_EXERCISE PROMPT_
Retype the opening lines of the data exactly, stopping after the line that contains "string; name: string;". Skip every picture.

· · · · · · ·

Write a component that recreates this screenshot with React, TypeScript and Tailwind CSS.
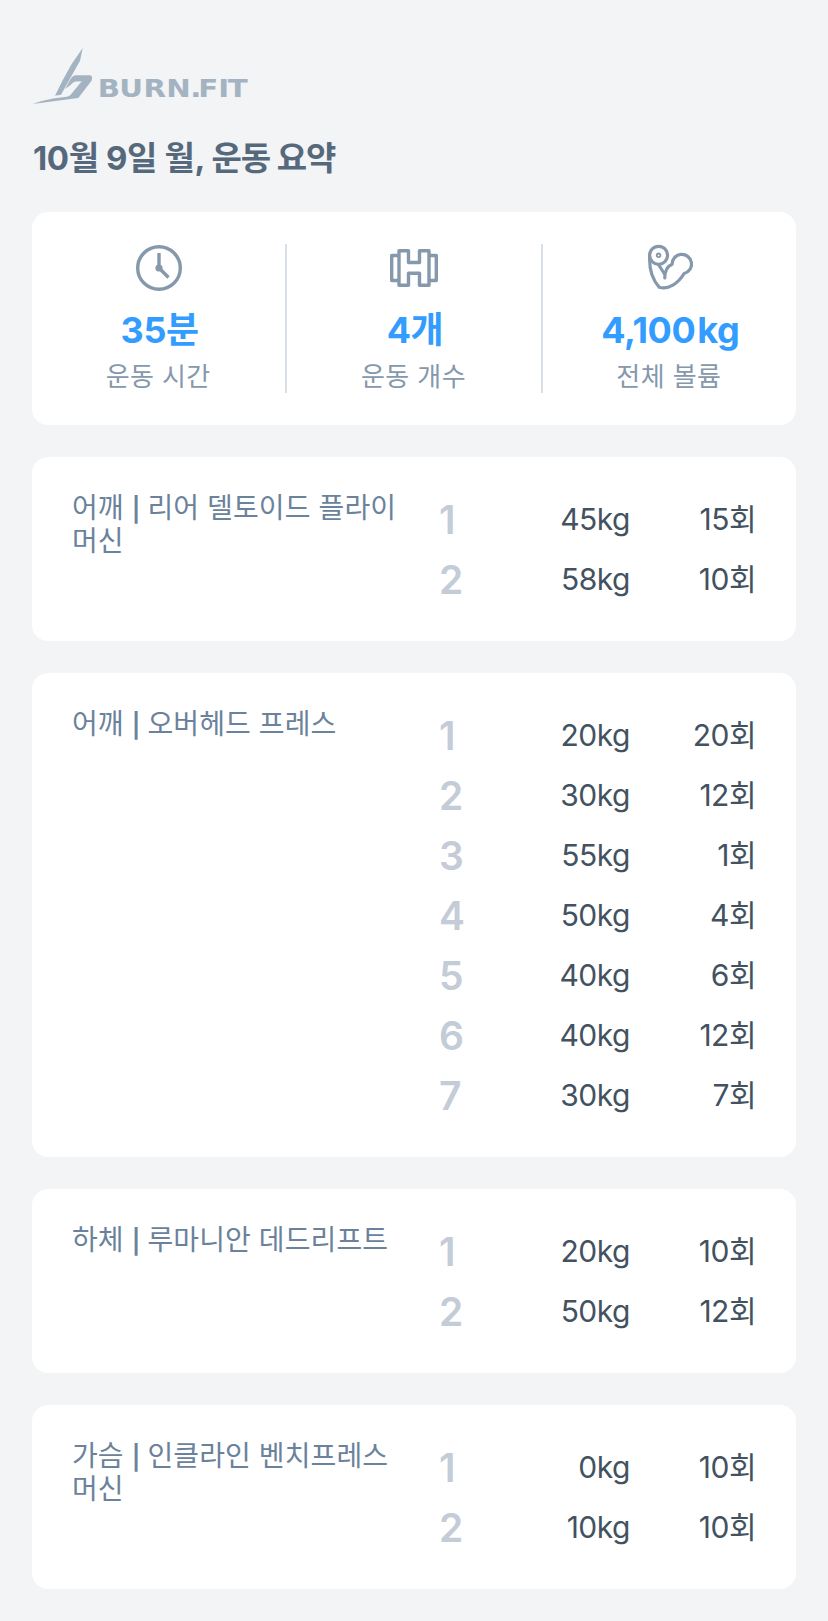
import type { ReactNode } from "react";

type WorkoutSet = { weight: number; reps: number };
type Exercise = { part: string; name: string; sets: WorkoutSet[] };

const exercises: Exercise[] = [
  {
    part: "어깨",
    name: "리어 델토이드 플라이 머신",
    sets: [
      { weight: 45, reps: 15 },
      { weight: 58, reps: 10 },
    ],
  },
  {
    part: "어깨",
    name: "오버헤드 프레스",
    sets: [
      { weight: 20, reps: 20 },
      { weight: 30, reps: 12 },
      { weight: 55, reps: 1 },
      { weight: 50, reps: 4 },
      { weight: 40, reps: 6 },
      { weight: 40, reps: 12 },
      { weight: 30, reps: 7 },
    ],
  },
  {
    part: "하체",
    name: "루마니안 데드리프트",
    sets: [
      { weight: 20, reps: 10 },
      { weight: 50, reps: 12 },
    ],
  },
  {
    part: "가슴",
    name: "인클라인 벤치프레스 머신",
    sets: [
      { weight: 0, reps: 10 },
      { weight: 10, reps: 10 },
    ],
  },
];

function Logo() {
  return (
    <svg width="220" height="60" viewBox="0 0 220 60" fill="#a4b3c1">
      <path d="M50.7 0 L39.7 16 L31.3 31 L23 47.7 L29 46.7 L48 12.7 Z" />
      <path d="M33 41 L38 32 Q40.5 27.5 44 27.3 L58 27.3 Q61 28 59.7 32.5 L46.3 50 L0.5 55.9 Q10 52.5 21.3 50.5 L34.7 48.7 Q37.5 48.3 38.7 46.7 L49.7 33.3 L43.5 33.5 Q40.5 34 38.5 37 Z" />
      <text
        x="53.9 71.5 91.4 110 129.8 136.2 152.7 160.4"
        y="48.6"
        transform="scale(1.22 1)"
        className="font-['DejaVu_Sans'] text-[24px] font-bold"
      >
        BURN.FIT
      </text>
    </svg>
  );
}

function ClockIcon() {
  return (
    <svg className="size-12 shrink-0" viewBox="0 0 48 48" fill="none" stroke="#8598ac" strokeWidth="3.4">
      <circle cx="24" cy="24" r="21.3" />
      <path d="M24 9v15l9.5 9.5" />
      <circle cx="24" cy="24" r="3.6" fill="#8598ac" stroke="none" />
    </svg>
  );
}

function DumbbellIcon() {
  return (
    <svg className="size-12 shrink-0" viewBox="0 0 48 48" fill="none" stroke="#8598ac" strokeWidth="3.4" strokeLinejoin="round">
      <path d="M9 6.7h9.5v11.8h11v-11.8h9.5v34.6h-9.5v-12h-11v12H9z" />
      <path d="M9 11.5H1.7v25H9M39 11.5h7.3v25H39" />
    </svg>
  );
}

function MuscleIcon() {
  return (
    <svg className="size-12 shrink-0" viewBox="-1.3 0 48 48" fill="none" stroke="#8598ac" strokeWidth="3.2" strokeLinecap="round" strokeLinejoin="round">
      <circle cx="12.3" cy="11.3" r="9" />
      <circle cx="12.3" cy="11.3" r="1.8" strokeWidth="1.8" />
      <path d="M3.3 12C2.8 26 7 37 13 43.3C22 45.8 32 39.5 37.8 29.5A9.7 9.7 0 1 0 25.8 20.3C21.5 22 18.5 26 18.5 34" />
      <path d="M12.5 21L18.2 30" />
    </svg>
  );
}

function Stat({ icon, value, unit, label }: { icon: ReactNode; value: string; unit: ReactNode; label: string }) {
  return (
    <div className="flex flex-1 flex-col items-center">
      {icon}
      <p className="mt-3.5 pl-0.5 text-[36px] leading-[48px] font-bold tracking-[-0.4px] text-[#339dff]">
        {value}
        {unit}
      </p>
      <p className="mt-[7px] pr-px text-[26px] leading-8 tracking-[0.4px] text-[#8598ac]">{label}</p>
    </div>
  );
}

function ExerciseCard({ exercise }: { exercise: Exercise }) {
  return (
    <section className="flex rounded-2xl bg-white px-10 py-8">
      <h2 className="w-[326px] pt-[3px] text-[28px] leading-[32.5px] tracking-[0.1px] break-keep text-[#6a829b]">
        {exercise.part} <span className="-mr-px text-[24px] leading-none font-semibold">|</span> {exercise.name}
      </h2>
      <ol className="flex-1 pl-[41px]">
        {exercise.sets.map((set, i) => (
          <li key={i} className="flex h-[60px] items-center pt-px text-[30px] tracking-[-0.5px] text-[#435261]">
            <span className="w-12 pt-px text-[39px] font-semibold text-[#c3ccd7]">{i + 1}</span>
            <span className="flex-1 text-right">{set.weight}kg</span>
            <span className="w-[126px] text-right">{set.reps}회</span>
          </li>
        ))}
      </ol>
    </section>
  );
}

export default function App() {
  return (
    <main className="min-h-[1621px] bg-[#f2f4f6] px-8 pt-12 pb-8 font-['Inter','Noto_Sans_CJK_KR',sans-serif]">
      <Logo />
      <h1 className="mt-7 pl-px text-[33px] leading-[44px] font-bold tracking-[-0.4px] text-[#56687b]">
        10월 9일 월, <span className="tracking-[-1.1px]">운동 요약</span>
      </h1>

      <section className="mt-8 flex h-[213px] rounded-2xl bg-white py-8">
        <Stat icon={<ClockIcon />} value="35" unit="분" label="운동 시간" />
        <div className="w-0.5 bg-[#d9dfe7]" />
        <Stat icon={<DumbbellIcon />} value="4" unit="개" label="운동 개수" />
        <div className="w-0.5 bg-[#d9dfe7]" />
        <Stat icon={<MuscleIcon />} value="4,100" unit={<span className="ml-0.5">kg</span>} label="전체 볼륨" />
      </section>

      <div className="mt-8 flex flex-col gap-8">
        {exercises.map((exercise) => (
          <ExerciseCard key={exercise.name} exercise={exercise} />
        ))}
      </div>
    </main>
  );
}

· · · · · · ·

_COMPLETED EXERCISE_
Write a component that recreates this screenshot with React, TypeScript and Tailwind CSS.
import type { ReactNode } from "react";

type WorkoutSet = { weight: number; reps: number };
type Exercise = { part: string; name: string; sets: WorkoutSet[] };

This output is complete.